Stated task: Retype the whole listing verbatim and keep the pictures out of it.

^^^^

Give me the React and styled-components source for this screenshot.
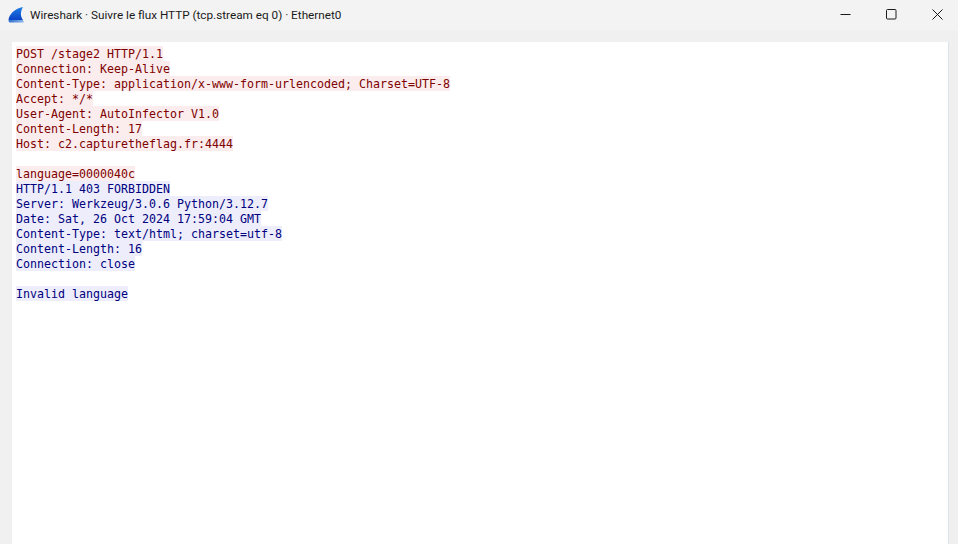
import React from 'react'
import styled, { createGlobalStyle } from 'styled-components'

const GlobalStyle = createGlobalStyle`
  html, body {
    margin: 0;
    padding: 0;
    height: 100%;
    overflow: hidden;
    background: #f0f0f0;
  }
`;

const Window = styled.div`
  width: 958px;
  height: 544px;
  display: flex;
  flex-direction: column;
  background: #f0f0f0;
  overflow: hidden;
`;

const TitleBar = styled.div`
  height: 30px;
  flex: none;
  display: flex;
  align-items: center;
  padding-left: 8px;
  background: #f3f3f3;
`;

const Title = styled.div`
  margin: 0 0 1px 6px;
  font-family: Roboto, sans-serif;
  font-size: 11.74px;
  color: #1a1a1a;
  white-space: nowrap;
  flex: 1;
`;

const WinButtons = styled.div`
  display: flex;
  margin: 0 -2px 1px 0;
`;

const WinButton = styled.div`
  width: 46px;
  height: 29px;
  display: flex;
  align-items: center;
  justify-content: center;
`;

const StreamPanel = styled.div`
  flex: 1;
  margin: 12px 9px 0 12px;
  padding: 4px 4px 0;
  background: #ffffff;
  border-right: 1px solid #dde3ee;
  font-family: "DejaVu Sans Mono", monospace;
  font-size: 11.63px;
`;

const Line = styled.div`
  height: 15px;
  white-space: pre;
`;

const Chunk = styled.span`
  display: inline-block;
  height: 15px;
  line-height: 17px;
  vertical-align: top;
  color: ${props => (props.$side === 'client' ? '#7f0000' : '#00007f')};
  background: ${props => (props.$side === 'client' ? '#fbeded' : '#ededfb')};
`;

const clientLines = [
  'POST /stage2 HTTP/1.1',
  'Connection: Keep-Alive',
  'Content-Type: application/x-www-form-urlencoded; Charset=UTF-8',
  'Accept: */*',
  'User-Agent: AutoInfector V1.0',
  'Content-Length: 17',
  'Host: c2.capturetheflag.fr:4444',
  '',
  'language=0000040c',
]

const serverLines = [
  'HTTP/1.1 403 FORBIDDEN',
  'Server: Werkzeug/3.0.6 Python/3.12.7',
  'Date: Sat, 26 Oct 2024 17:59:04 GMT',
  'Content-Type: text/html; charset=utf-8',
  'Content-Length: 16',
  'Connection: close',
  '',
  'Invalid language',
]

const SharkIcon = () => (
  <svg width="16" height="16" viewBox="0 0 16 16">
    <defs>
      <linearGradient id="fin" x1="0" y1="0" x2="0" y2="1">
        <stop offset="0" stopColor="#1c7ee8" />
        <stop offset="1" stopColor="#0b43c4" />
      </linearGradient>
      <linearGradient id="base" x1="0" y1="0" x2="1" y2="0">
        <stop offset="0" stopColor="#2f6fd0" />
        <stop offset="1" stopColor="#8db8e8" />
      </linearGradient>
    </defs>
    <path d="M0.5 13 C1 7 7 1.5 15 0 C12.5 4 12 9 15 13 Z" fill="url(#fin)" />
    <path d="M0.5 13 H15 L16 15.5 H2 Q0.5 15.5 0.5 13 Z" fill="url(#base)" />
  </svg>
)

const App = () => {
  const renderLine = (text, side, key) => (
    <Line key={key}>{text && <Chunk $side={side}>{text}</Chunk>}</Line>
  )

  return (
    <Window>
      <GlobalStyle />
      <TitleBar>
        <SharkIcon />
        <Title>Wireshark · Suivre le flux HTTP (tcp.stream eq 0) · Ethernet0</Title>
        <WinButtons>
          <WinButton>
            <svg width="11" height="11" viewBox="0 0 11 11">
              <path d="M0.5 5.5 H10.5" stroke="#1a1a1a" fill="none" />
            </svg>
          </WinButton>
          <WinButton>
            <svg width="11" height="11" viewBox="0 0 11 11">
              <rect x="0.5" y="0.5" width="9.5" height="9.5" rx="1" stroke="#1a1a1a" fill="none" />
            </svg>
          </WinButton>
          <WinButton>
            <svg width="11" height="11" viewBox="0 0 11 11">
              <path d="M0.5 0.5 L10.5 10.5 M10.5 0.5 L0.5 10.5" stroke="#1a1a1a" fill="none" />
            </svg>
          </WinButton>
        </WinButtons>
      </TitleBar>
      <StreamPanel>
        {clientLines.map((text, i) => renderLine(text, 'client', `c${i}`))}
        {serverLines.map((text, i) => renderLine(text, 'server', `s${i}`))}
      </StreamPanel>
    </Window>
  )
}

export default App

^^^^

Answer for the task:
Give me the React and styled-components source for this screenshot.
import React from 'react'
import styled, { createGlobalStyle } from 'styled-components'

const GlobalStyle = createGlobalStyle`
  html, body {
    margin: 0;
    padding: 0;
    height: 100%;
    overflow: hidden;
    background: #f0f0f0;
  }
`;

const Window = styled.div`
  width: 958px;
  height: 544px;
  display: flex;
  flex-direction: column;
  background: #f0f0f0;
  overflow: hidden;
`;

const TitleBar = styled.div`
  height: 30px;
  flex: none;
  display: flex;
  align-items: center;
  padding-left: 8px;
  background: #f3f3f3;
`;

const Title = styled.div`
  margin: 0 0 1px 6px;
  font-family: Roboto, sans-serif;
  font-size: 11.74px;
  color: #1a1a1a;
  white-space: nowrap;
  flex: 1;
`;

const WinButtons = styled.div`
  display: flex;
  margin: 0 -2px 1px 0;
`;

const WinButton = styled.div`
  width: 46px;
  height: 29px;
  display: flex;
  align-items: center;
  justify-content: center;
`;

const StreamPanel = styled.div`
  flex: 1;
  margin: 12px 9px 0 12px;
  padding: 4px 4px 0;
  background: #ffffff;
  border-right: 1px solid #dde3ee;
  font-family: "DejaVu Sans Mono", monospace;
  font-size: 11.63px;
`;

const Line = styled.div`
  height: 15px;
  white-space: pre;
`;

const Chunk = styled.span`
  display: inline-block;
  height: 15px;
  line-height: 17px;
  vertical-align: top;
  color: ${props => (props.$side === 'client' ? '#7f0000' : '#00007f')};
  background: ${props => (props.$side === 'client' ? '#fbeded' : '#ededfb')};
`;

const clientLines = [
  'POST /stage2 HTTP/1.1',
  'Connection: Keep-Alive',
  'Content-Type: application/x-www-form-urlencoded; Charset=UTF-8',
  'Accept: */*',
  'User-Agent: AutoInfector V1.0',
  'Content-Length: 17',
  'Host: c2.capturetheflag.fr:4444',
  '',
  'language=0000040c',
]

const serverLines = [
  'HTTP/1.1 403 FORBIDDEN',
  'Server: Werkzeug/3.0.6 Python/3.12.7',
  'Date: Sat, 26 Oct 2024 17:59:04 GMT',
  'Content-Type: text/html; charset=utf-8',
  'Content-Length: 16',
  'Connection: close',
  '',
  'Invalid language',
]

const SharkIcon = () => (
  <svg width="16" height="16" viewBox="0 0 16 16">
    <defs>
      <linearGradient id="fin" x1="0" y1="0" x2="0" y2="1">
        <stop offset="0" stopColor="#1c7ee8" />
        <stop offset="1" stopColor="#0b43c4" />
      </linearGradient>
      <linearGradient id="base" x1="0" y1="0" x2="1" y2="0">
        <stop offset="0" stopColor="#2f6fd0" />
        <stop offset="1" stopColor="#8db8e8" />
      </linearGradient>
    </defs>
    <path d="M0.5 13 C1 7 7 1.5 15 0 C12.5 4 12 9 15 13 Z" fill="url(#fin)" />
    <path d="M0.5 13 H15 L16 15.5 H2 Q0.5 15.5 0.5 13 Z" fill="url(#base)" />
  </svg>
)

const App = () => {
  const renderLine = (text, side, key) => (
    <Line key={key}>{text && <Chunk $side={side}>{text}</Chunk>}</Line>
  )

  return (
    <Window>
      <GlobalStyle />
      <TitleBar>
        <SharkIcon />
        <Title>Wireshark · Suivre le flux HTTP (tcp.stream eq 0) · Ethernet0</Title>
        <WinButtons>
          <WinButton>
            <svg width="11" height="11" viewBox="0 0 11 11">
              <path d="M0.5 5.5 H10.5" stroke="#1a1a1a" fill="none" />
            </svg>
          </WinButton>
          <WinButton>
            <svg width="11" height="11" viewBox="0 0 11 11">
              <rect x="0.5" y="0.5" width="9.5" height="9.5" rx="1" stroke="#1a1a1a" fill="none" />
            </svg>
          </WinButton>
          <WinButton>
            <svg width="11" height="11" viewBox="0 0 11 11">
              <path d="M0.5 0.5 L10.5 10.5 M10.5 0.5 L0.5 10.5" stroke="#1a1a1a" fill="none" />
            </svg>
          </WinButton>
        </WinButtons>
      </TitleBar>
      <StreamPanel>
        {clientLines.map((text, i) => renderLine(text, 'client', `c${i}`))}
        {serverLines.map((text, i) => renderLine(text, 'server', `s${i}`))}
      </StreamPanel>
    </Window>
  )
}

export default App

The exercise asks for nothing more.